→ **To be done**: Every line below should be copied exactly; drop the pictures.

### Given data ###

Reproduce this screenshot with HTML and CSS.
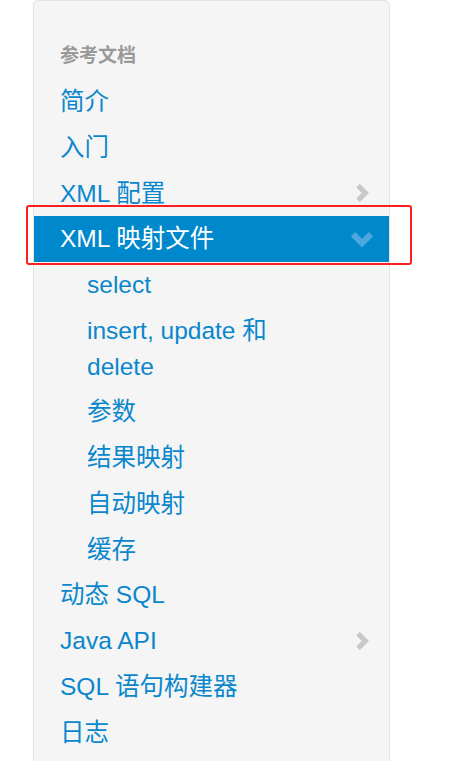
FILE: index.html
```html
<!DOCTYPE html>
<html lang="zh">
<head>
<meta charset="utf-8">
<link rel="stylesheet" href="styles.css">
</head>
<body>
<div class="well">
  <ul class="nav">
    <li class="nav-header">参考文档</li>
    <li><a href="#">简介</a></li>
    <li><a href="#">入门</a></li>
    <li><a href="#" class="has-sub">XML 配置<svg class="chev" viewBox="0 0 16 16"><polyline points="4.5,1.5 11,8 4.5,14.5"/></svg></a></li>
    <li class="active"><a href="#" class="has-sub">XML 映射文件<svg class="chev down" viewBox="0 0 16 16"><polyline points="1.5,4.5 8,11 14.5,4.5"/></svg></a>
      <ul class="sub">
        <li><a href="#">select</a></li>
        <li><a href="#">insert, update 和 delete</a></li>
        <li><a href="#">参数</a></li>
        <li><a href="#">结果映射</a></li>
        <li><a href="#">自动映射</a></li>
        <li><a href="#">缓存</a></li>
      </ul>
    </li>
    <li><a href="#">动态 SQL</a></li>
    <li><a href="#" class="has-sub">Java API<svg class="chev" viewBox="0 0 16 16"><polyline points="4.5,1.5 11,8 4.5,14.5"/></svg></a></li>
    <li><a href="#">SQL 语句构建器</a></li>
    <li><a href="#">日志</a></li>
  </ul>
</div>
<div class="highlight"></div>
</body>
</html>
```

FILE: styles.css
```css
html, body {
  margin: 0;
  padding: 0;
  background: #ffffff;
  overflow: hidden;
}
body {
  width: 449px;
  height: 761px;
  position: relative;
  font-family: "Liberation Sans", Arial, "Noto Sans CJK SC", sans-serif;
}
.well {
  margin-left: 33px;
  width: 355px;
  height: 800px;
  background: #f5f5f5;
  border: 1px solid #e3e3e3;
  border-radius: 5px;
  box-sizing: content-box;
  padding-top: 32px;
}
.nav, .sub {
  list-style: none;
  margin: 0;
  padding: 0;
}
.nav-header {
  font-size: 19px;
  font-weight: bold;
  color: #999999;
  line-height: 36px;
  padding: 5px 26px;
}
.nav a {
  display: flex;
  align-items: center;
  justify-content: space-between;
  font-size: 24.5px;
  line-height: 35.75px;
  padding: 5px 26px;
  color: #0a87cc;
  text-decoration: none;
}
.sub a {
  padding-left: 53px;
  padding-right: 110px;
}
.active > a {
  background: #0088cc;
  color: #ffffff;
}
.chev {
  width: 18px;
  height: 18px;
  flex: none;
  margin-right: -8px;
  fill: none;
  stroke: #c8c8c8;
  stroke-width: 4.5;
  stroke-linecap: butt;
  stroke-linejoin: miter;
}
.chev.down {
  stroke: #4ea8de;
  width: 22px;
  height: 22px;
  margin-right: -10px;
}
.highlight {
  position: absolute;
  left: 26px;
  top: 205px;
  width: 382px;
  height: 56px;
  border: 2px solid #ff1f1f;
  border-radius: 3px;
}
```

###

→ **Written response**:
Reproduce this screenshot with HTML and CSS.
FILE: index.html
```html
<!DOCTYPE html>
<html lang="zh">
<head>
<meta charset="utf-8">
<link rel="stylesheet" href="styles.css">
</head>
<body>
<div class="well">
  <ul class="nav">
    <li class="nav-header">参考文档</li>
    <li><a href="#">简介</a></li>
    <li><a href="#">入门</a></li>
    <li><a href="#" class="has-sub">XML 配置<svg class="chev" viewBox="0 0 16 16"><polyline points="4.5,1.5 11,8 4.5,14.5"/></svg></a></li>
    <li class="active"><a href="#" class="has-sub">XML 映射文件<svg class="chev down" viewBox="0 0 16 16"><polyline points="1.5,4.5 8,11 14.5,4.5"/></svg></a>
      <ul class="sub">
        <li><a href="#">select</a></li>
        <li><a href="#">insert, update 和 delete</a></li>
        <li><a href="#">参数</a></li>
        <li><a href="#">结果映射</a></li>
        <li><a href="#">自动映射</a></li>
        <li><a href="#">缓存</a></li>
      </ul>
    </li>
    <li><a href="#">动态 SQL</a></li>
    <li><a href="#" class="has-sub">Java API<svg class="chev" viewBox="0 0 16 16"><polyline points="4.5,1.5 11,8 4.5,14.5"/></svg></a></li>
    <li><a href="#">SQL 语句构建器</a></li>
    <li><a href="#">日志</a></li>
  </ul>
</div>
<div class="highlight"></div>
</body>
</html>
```

FILE: styles.css
```css
html, body {
  margin: 0;
  padding: 0;
  background: #ffffff;
  overflow: hidden;
}
body {
  width: 449px;
  height: 761px;
  position: relative;
  font-family: "Liberation Sans", Arial, "Noto Sans CJK SC", sans-serif;
}
.well {
  margin-left: 33px;
  width: 355px;
  height: 800px;
  background: #f5f5f5;
  border: 1px solid #e3e3e3;
  border-radius: 5px;
  box-sizing: content-box;
  padding-top: 32px;
}
.nav, .sub {
  list-style: none;
  margin: 0;
  padding: 0;
}
.nav-header {
  font-size: 19px;
  font-weight: bold;
  color: #999999;
  line-height: 36px;
  padding: 5px 26px;
}
.nav a {
  display: flex;
  align-items: center;
  justify-content: space-between;
  font-size: 24.5px;
  line-height: 35.75px;
  padding: 5px 26px;
  color: #0a87cc;
  text-decoration: none;
}
.sub a {
  padding-left: 53px;
  padding-right: 110px;
}
.active > a {
  background: #0088cc;
  color: #ffffff;
}
.chev {
  width: 18px;
  height: 18px;
  flex: none;
  margin-right: -8px;
  fill: none;
  stroke: #c8c8c8;
  stroke-width: 4.5;
  stroke-linecap: butt;
  stroke-linejoin: miter;
}
.chev.down {
  stroke: #4ea8de;
  width: 22px;
  height: 22px;
  margin-right: -10px;
}
.highlight {
  position: absolute;
  left: 26px;
  top: 205px;
  width: 382px;
  height: 56px;
  border: 2px solid #ff1f1f;
  border-radius: 3px;
}
```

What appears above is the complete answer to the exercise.